わたしは岩政監督は続投してもいいと思ってはいるものの、ポジショナルプレー経験の不足は大きいと最近は特に感じる。
現役時代はちょうどグアルディオラ・シフトの真っ只中でポジショナルプレー志向の監督からの指導は受けていないはずだ(ザーゴ体制でコーチで見たかった)。
独学でポジショナルプレーを解釈し、監督をしているのではやはり効率面や認識に違いはあるのではと想像する。
そこで一度ポジショナルプレー志向の監督のそばで学ばせるのはありではないだろうか。
そこまでして岩政さんを置いておく意味はあるのかと思う人もいるだろうが、継続性という意味で指導人材を育成をするのも大事な強化だ。
またリカルド・ロドリゲスなら小川や須藤といった小柄なタイプの選手の活かし方も心得ているので手元の人材を捨てる必要はそこまでないだろう。藤井や松村といった選手も使える。
(浦和時代には選手の入れ替えを相当していたので、そこでフロントと噛み合わない懸念はある)。

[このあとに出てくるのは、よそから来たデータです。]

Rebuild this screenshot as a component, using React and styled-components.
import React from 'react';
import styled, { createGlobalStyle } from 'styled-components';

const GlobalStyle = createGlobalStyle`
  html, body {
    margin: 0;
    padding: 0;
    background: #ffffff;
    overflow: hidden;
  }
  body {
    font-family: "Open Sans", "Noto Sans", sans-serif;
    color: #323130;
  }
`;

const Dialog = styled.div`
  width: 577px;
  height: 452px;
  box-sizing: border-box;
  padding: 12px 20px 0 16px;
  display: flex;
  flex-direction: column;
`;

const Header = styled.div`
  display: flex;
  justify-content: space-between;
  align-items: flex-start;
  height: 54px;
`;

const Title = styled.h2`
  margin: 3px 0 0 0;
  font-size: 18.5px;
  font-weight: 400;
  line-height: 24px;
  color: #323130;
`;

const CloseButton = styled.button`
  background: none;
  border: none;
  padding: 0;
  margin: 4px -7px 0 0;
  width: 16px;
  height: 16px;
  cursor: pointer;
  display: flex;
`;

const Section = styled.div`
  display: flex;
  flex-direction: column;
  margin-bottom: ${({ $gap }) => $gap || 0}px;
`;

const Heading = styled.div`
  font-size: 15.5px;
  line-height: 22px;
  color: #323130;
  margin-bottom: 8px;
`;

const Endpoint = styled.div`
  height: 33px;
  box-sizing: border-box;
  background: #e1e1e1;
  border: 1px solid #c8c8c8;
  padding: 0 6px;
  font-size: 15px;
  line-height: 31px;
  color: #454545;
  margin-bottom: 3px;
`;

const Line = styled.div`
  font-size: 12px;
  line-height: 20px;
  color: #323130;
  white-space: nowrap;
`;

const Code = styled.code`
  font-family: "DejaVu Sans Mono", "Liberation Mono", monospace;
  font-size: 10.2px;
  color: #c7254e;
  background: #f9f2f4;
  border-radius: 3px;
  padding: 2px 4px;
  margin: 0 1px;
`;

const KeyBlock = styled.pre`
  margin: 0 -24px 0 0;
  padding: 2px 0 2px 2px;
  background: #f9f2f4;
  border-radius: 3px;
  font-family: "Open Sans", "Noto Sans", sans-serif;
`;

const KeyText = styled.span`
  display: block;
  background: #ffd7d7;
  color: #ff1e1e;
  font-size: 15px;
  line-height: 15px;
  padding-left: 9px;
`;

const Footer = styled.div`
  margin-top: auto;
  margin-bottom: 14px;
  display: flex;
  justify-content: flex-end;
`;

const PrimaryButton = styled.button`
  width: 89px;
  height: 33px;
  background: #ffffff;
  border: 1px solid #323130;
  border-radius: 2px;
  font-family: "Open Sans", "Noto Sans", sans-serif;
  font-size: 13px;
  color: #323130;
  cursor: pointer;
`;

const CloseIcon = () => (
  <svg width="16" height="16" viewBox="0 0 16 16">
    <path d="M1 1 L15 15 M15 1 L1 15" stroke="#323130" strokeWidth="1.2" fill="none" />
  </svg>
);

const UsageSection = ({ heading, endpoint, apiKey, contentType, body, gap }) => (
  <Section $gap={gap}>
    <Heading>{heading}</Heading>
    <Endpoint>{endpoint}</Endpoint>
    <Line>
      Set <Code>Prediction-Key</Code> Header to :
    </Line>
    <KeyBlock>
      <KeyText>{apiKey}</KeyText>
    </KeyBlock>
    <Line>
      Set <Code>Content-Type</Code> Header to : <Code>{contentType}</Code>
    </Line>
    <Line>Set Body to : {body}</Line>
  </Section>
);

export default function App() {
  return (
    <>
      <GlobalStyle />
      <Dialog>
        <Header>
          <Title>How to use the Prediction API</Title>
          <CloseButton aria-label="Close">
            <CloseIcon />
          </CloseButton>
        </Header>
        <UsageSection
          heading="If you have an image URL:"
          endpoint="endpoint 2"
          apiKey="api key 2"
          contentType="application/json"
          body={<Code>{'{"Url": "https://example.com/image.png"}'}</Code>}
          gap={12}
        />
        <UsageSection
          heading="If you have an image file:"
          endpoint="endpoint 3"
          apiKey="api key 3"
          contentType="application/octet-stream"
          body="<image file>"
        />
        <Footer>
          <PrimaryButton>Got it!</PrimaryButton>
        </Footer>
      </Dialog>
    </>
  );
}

監督を代えるのであれば、わたしは徳島時代から気になってたリカルド・ロドリゲスを推したい。

結局方法論って

最後に方法論というかアプローチの話をしたい。
岩政監督はザーゴについて、やや批判的だったが結局のところ立ち位置に関して曖昧な指導をするよりはザーゴのように最初はここにいましょうというのをやったほうが効率的なのではという話。
これはヨーロッパトップリーグのボール保持志向の監督でもやはり形から入るのが一般的なようである。

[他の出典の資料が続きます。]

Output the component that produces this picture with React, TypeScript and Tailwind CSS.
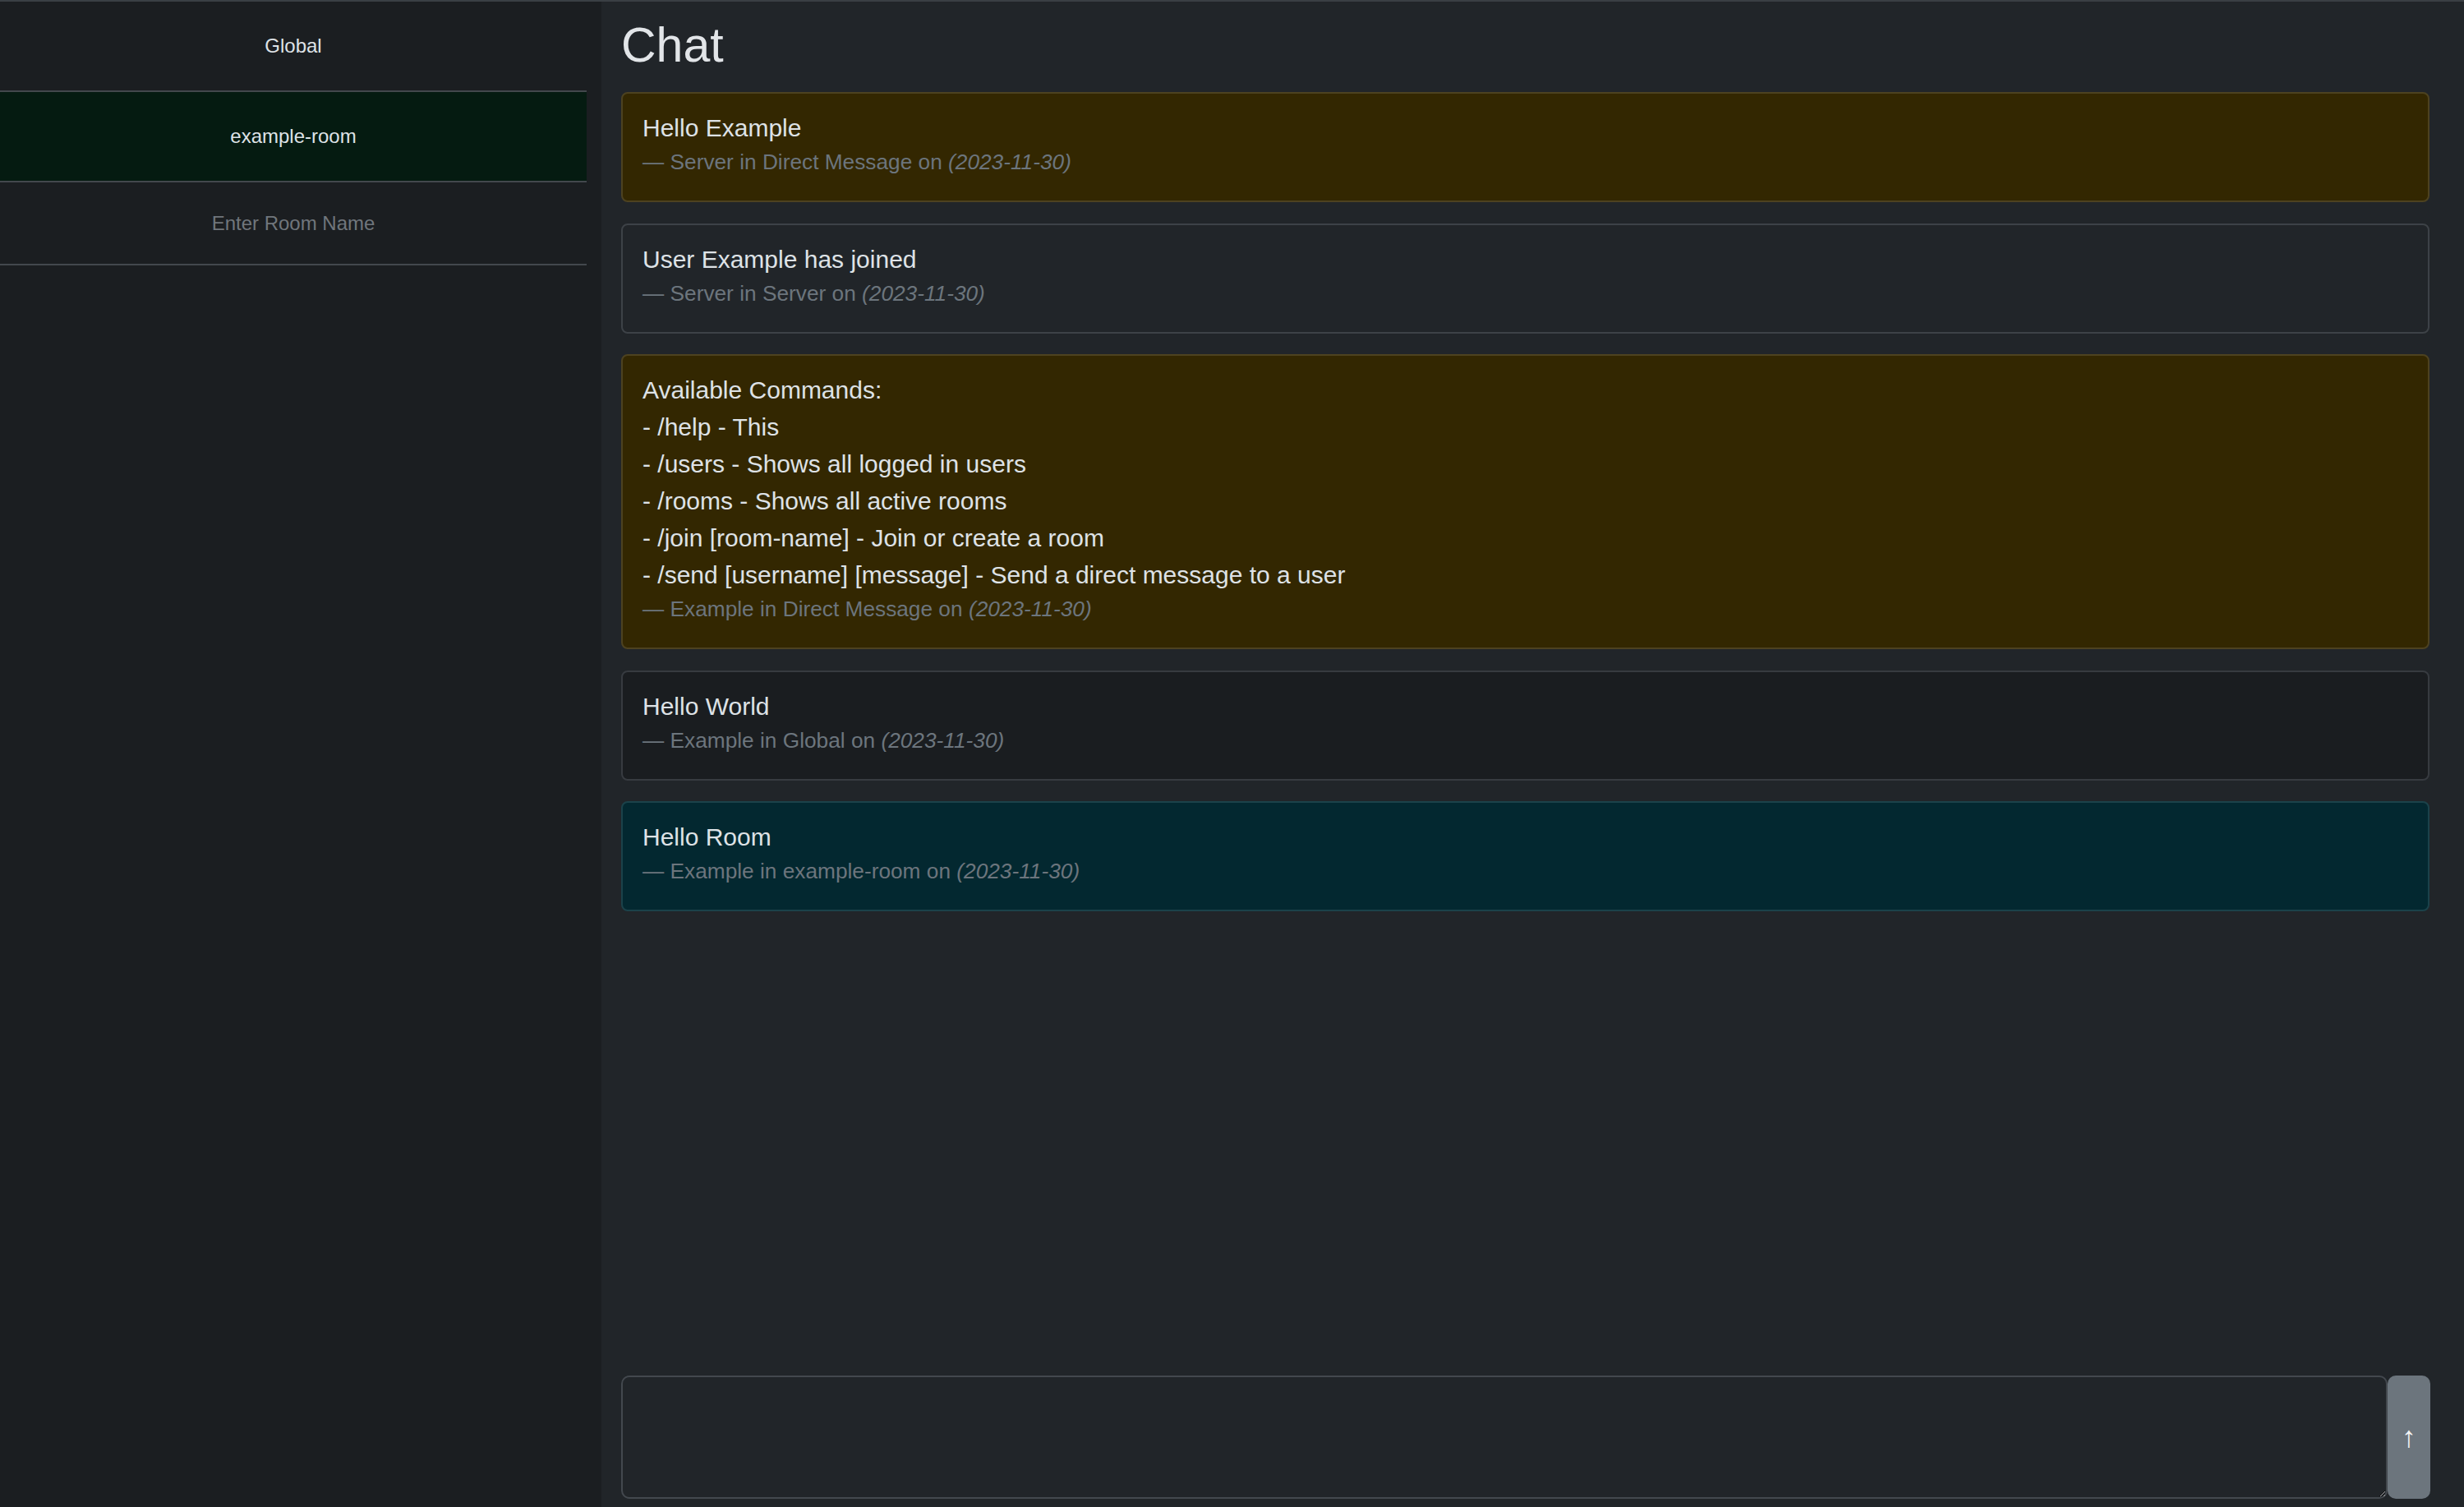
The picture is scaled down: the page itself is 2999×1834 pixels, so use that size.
import React from "react";

type Message = {
  lines: string[];
  author: string;
  where: string;
  date: string;
  tone: "warning" | "plain" | "dark" | "info";
};

const messages: Message[] = [
  { lines: ["Hello Example"], author: "Server", where: "Direct Message", date: "2023-11-30", tone: "warning" },
  { lines: ["User Example has joined"], author: "Server", where: "Server", date: "2023-11-30", tone: "plain" },
  {
    lines: [
      "Available Commands:",
      "- /help - This",
      "- /users - Shows all logged in users",
      "- /rooms - Shows all active rooms",
      "- /join [room-name] - Join or create a room",
      "- /send [username] [message] - Send a direct message to a user",
    ],
    author: "Example",
    where: "Direct Message",
    date: "2023-11-30",
    tone: "warning",
  },
  { lines: ["Hello World"], author: "Example", where: "Global", date: "2023-11-30", tone: "dark" },
  { lines: ["Hello Room"], author: "Example", where: "example-room", date: "2023-11-30", tone: "info" },
];

const toneClass = {
  warning: "bg-[#332701] border-[#4d4220]",
  plain: "bg-[#212529] border-[#3d4247]",
  dark: "bg-[#1a1d20] border-[#373b40]",
  info: "bg-[#032830] border-[#1b424a]",
};

const MessageCard = ({ msg }: { msg: Message }) => (
  <div className={`border-2 rounded-[8px] px-[24px] pt-[19px] pb-[27px] ${toneClass[msg.tone]}`}>
    {msg.lines.map((line, i) => (
      <p key={i} className="text-[30px] leading-[45px] text-[#dee2e6]">
        {line}
      </p>
    ))}
    <p className="text-[26.25px] leading-[39px] text-[#6c757d]">
      {"\u2014\u00a0"}
      {msg.author} in {msg.where} on <i>({msg.date})</i>
    </p>
  </div>
);

const RoomRow = ({ name, active }: { name: string; active?: boolean }) => (
  <div
    className={`h-[110px] border-b-2 border-[#43484d] flex items-center justify-center text-[24px] text-[#dee2e6] ${
      active ? "bg-[#051b11]" : ""
    }`}
  >
    {name}
  </div>
);

export default function App() {
  return (
    <div
      className="h-screen w-full flex border-t-2 border-[#3a3f44] bg-[#212529] overflow-hidden"
      style={{ fontFamily: '"Liberation Sans", Arial, sans-serif' }}
    >
      <aside className="w-[732px] shrink-0 bg-[#1b1e21]">
        <div className="w-[714px]">
          <RoomRow name="Global" />
          <RoomRow name="example-room" active />
          <div className="h-[101px] border-b-2 border-[#43484d] flex items-center">
            <input
              placeholder="Enter Room Name"
              className="w-full bg-transparent text-center text-[24px] text-[#dee2e6] placeholder:text-[#70767c] outline-none"
            />
          </div>
        </div>
      </aside>

      <main className="flex-1 flex flex-col pl-[24px] pr-[41px] pb-[10px] min-w-0">
        <h1 className="pt-[18px] mb-[22px] text-[59px] leading-[70px] text-[#e2e5e8]">Chat</h1>
        <div className="flex-1 flex flex-col gap-[25.5px] pr-px">
          {messages.map((m, i) => (
            <MessageCard key={i} msg={m} />
          ))}
        </div>
        <div className="flex h-[150px]">
          <textarea className="flex-1 h-full bg-[#212529] border-2 border-[#43484e] rounded-[10px] text-[30px] text-[#dee2e6] p-3 outline-none" />
          <button className="w-[52px] h-full bg-[#6c757d] rounded-[10px] text-[#f3f4f5] text-[36px] flex items-center justify-center">
            ↑
          </button>
        </div>
      </main>
    </div>
  );
}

なぜ勉強していたはずの岩政監督がフリーダムな形を許容する方向に走ったのか(わたしが言うオリジナリティというのは主にこの部分だ)。
その理由を探せば監督の現役時代の光景が思い当たるが、やはりここの認識はしっかりと直して貰いたい。
そのためにもリカルド・ロドリゲスのような立ち位置の指導ができる人のそばで現実を見せることで認識を変えてもらう。
もしそこまでやっても変わらないのであれば、これはもう擁護できないだろう。
なおリカルド・ロドリゲスを連れてくることによる発生しそうな問題についてはここでは書いていない。

ここまでグダグダ書いたがどんな形であれ、勝ちに繋がる体制作りに期待したい。